The excavation of the Great Synagogue of Vilna in Lithuania showing the area of the Torah ark and two flights of stairs destroyed by the Nazis and the Soviets, August 2021. (Jon Seligman/Israel Antiquities Authority)
The excavation of the Great Synagogue of Vilna in Lithuania showing the area of the Torah ark and two flights of stairs destroyed by the Nazis and the Soviets, August 2021. (Jon Seligman/Israel Antiquities Authority)

A joint Israeli and Lithuanian excavation exposes the Torah ark and bimah (raised prayer platform) of the Great Synagogue of Vilna, which had been destroyed by the Nazis during the Holocaust and later razed again by the Soviets, according to the Israel Antiquities Authority.

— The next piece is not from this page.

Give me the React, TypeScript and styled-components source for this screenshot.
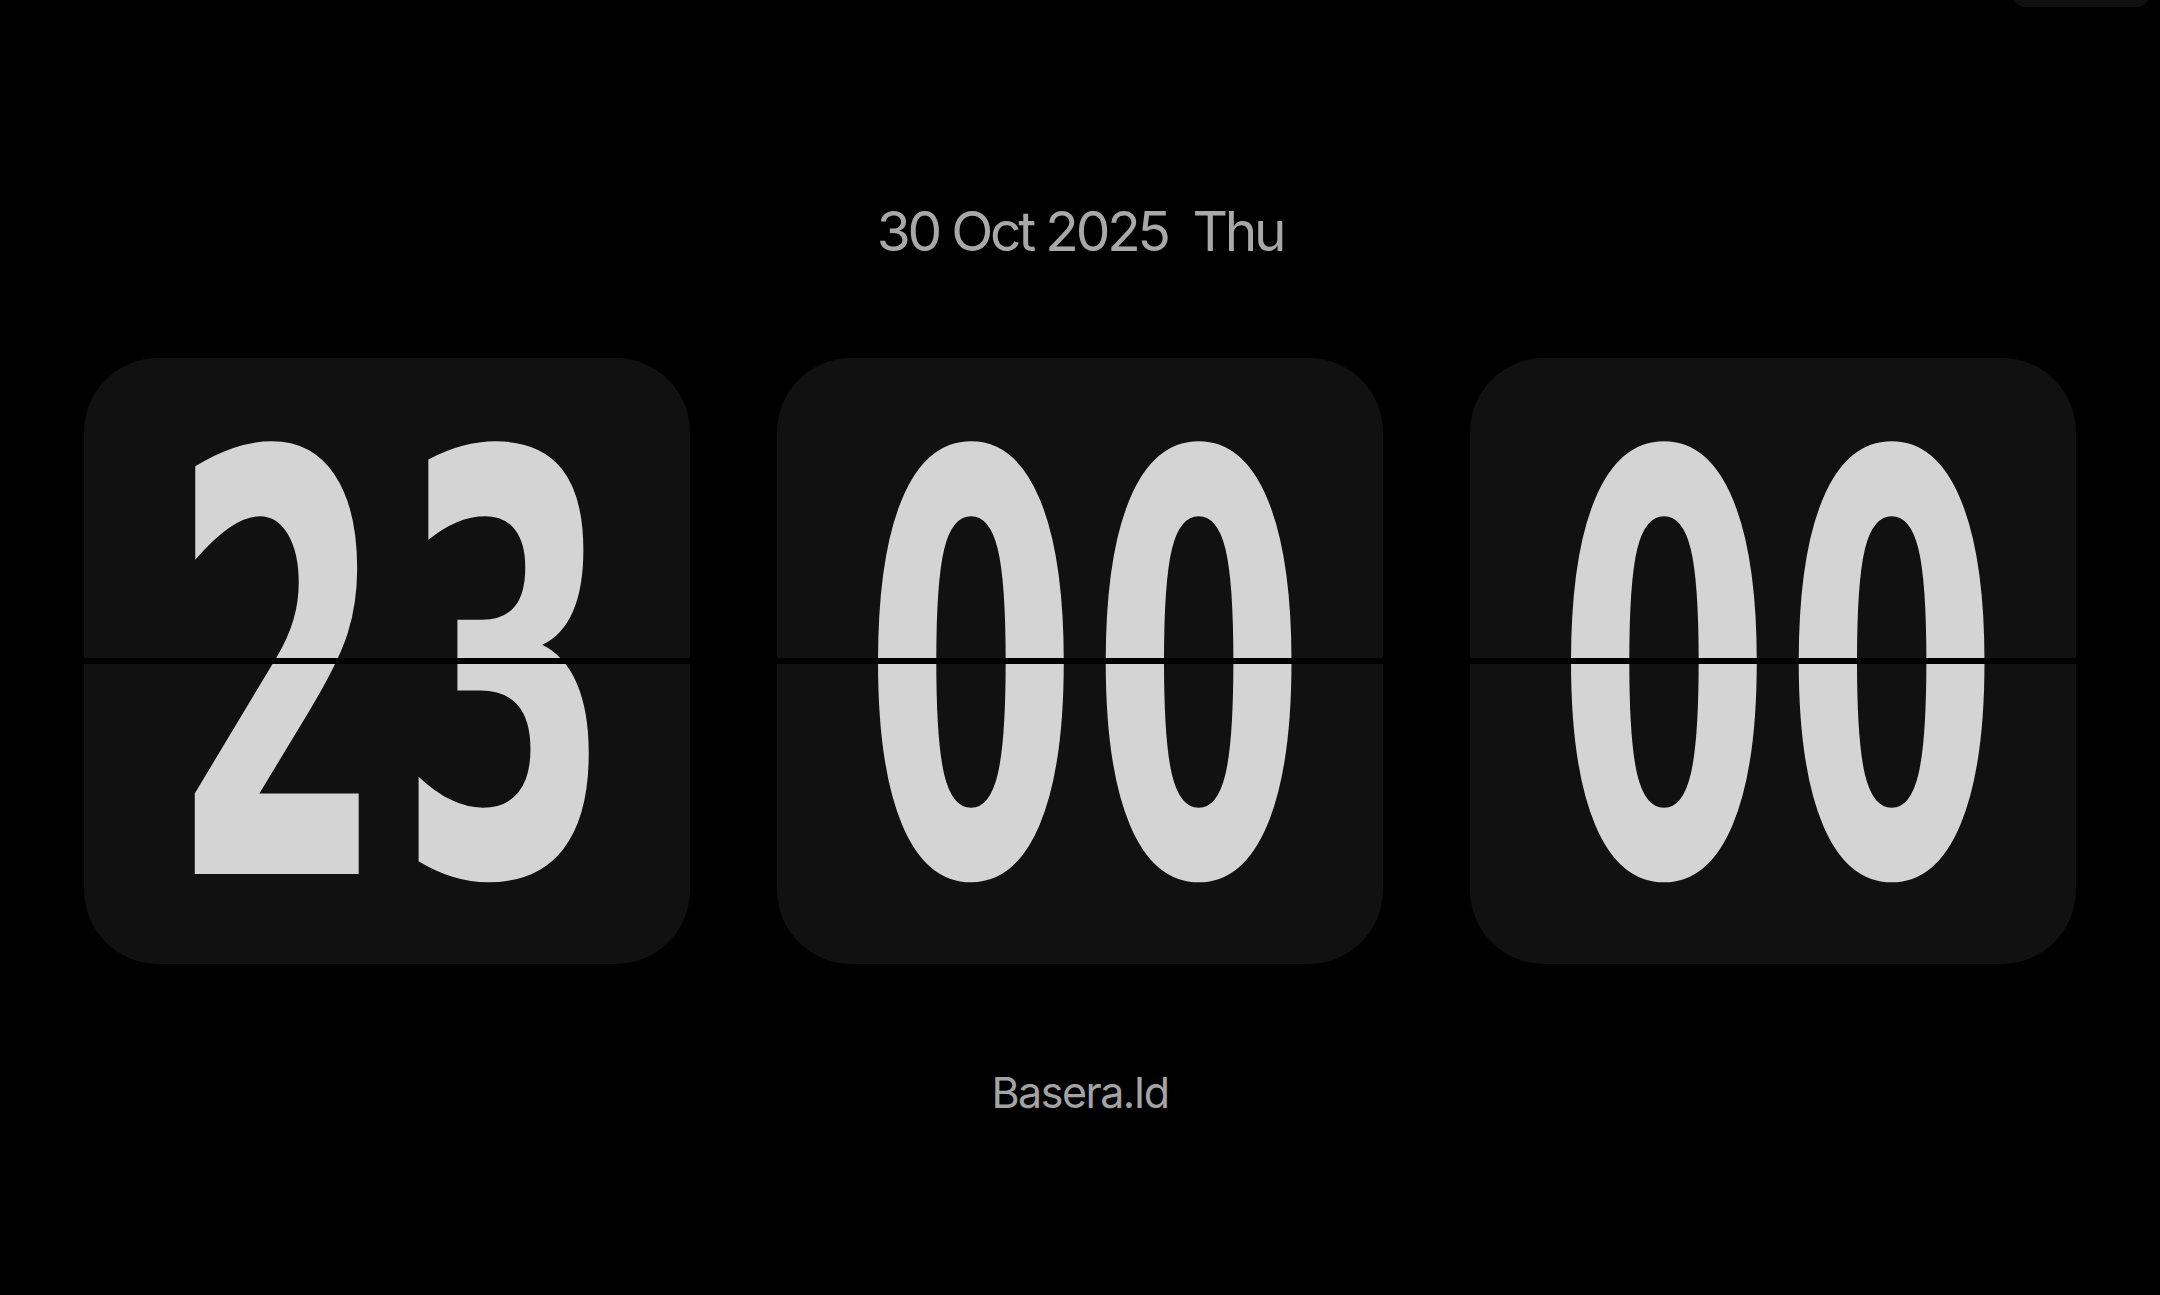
import React from "react";
import styled, { createGlobalStyle } from "styled-components";

const GlobalStyle = createGlobalStyle`
  html, body {
    margin: 0;
    padding: 0;
    background: #000;
  }
  body {
    font-family: Inter, "Noto Sans", sans-serif;
    -webkit-font-smoothing: antialiased;
  }
`;

const Screen = styled.main`
  position: relative;
  width: 100%;
  height: 1295px;
  overflow: hidden;
  background: #000;
  display: flex;
  flex-direction: column;
  align-items: center;
  padding-top: 204px;
  box-sizing: border-box;
`;

const CornerButton = styled.div`
  position: absolute;
  top: -40px;
  right: 10px;
  width: 138px;
  height: 47px;
  border-radius: 14px;
  background: #101010;
`;

const DateLine = styled.div`
  font-family: Inter, "Noto Sans", sans-serif;
  font-size: 55px;
  line-height: 1;
  color: #a8a8a8;
  white-space: pre;
  letter-spacing: -0.058em;
`;

const CardRow = styled.div`
  display: flex;
  justify-content: center;
  gap: 87px;
  margin-top: 99px;
`;

const FlipCard = styled.div`
  position: relative;
  width: 606px;
  height: 606px;
  border-radius: 74px;
  background: #111111;
  display: flex;
  align-items: center;
  justify-content: center;

  &::after {
    content: "";
    position: absolute;
    left: 0;
    right: 0;
    top: 300px;
    height: 6px;
    background: #000;
  }
`;

const Digits = styled.span`
  font-family: "DejaVu Sans Condensed", "DejaVu Sans", sans-serif;
  font-weight: 700;
  font-size: 583px;
  line-height: 1;
  color: #d4d4d4;
  letter-spacing: 21px;
  margin: 0 -104px 0 -83px;
  transform: translateY(11px) scaleX(0.59);
  display: inline-block;
  white-space: nowrap;
`;

const Brand = styled.div`
  margin-top: 107px;
  font-family: Inter, "Noto Sans", sans-serif;
  font-size: 43px;
  line-height: 1;
  color: #a3a3a3;
  letter-spacing: -0.035em;
`;

const App: React.FC = () => {
  const units = ["23", "00", "00"];

  return (
    <>
      <GlobalStyle />
      <Screen>
        <CornerButton />
        <DateLine>{"30 Oct 2025  Thu"}</DateLine>
        <CardRow>
          {units.map((value, index) => (
            <FlipCard key={index}>
              <Digits>{value}</Digits>
            </FlipCard>
          ))}
        </CardRow>
        <Brand>Basera.Id</Brand>
      </Screen>
    </>
  );
};

export default App;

A school had been built on the premises of the 17th century Vilnius synagogue and its surrounding Jewish communal center, known as the Shulhoyf, which had been burned down by the Nazis. The Soviets in 1956-1957 destroyed what remained.

“When we arrived to excavate the aron kodesh and the bimah, from which generations of Jews read the Torah scroll for 300 consecutive years, it became clear, unfortunately, that the core of the synagogue had been greatly damaged by Soviet destruction. Still, two impressive staircases, clearly visible in the many images of the synagogue before its destruction, were discovered and are evidence of their existence,” according to Dr. Jon Seligman of the Israel Antiquities Authority and Justinas Rakas, of the Kultūros paveldo Išsaugojimo pajėgos.

“In addition, the excavation of the bimah was completed including the entire façade of the bimah and the complete remains of one of the four huge pillars that supported the roof of the Great Synagogue.”

(Hebrew video shows the finds here.)

This morning, the archeologists make another discovery at the site.

“Just this morning, while sifting the soil in front of the aron kodesh, we found a silver yad. The yad is a pointer used to read from the Torah scroll,” the IAA says in a statement.

The silver Yad found this morning at the Great Synagogue of Vilna (Courtesy/Jon Seligman, Israel Antiquities Authority)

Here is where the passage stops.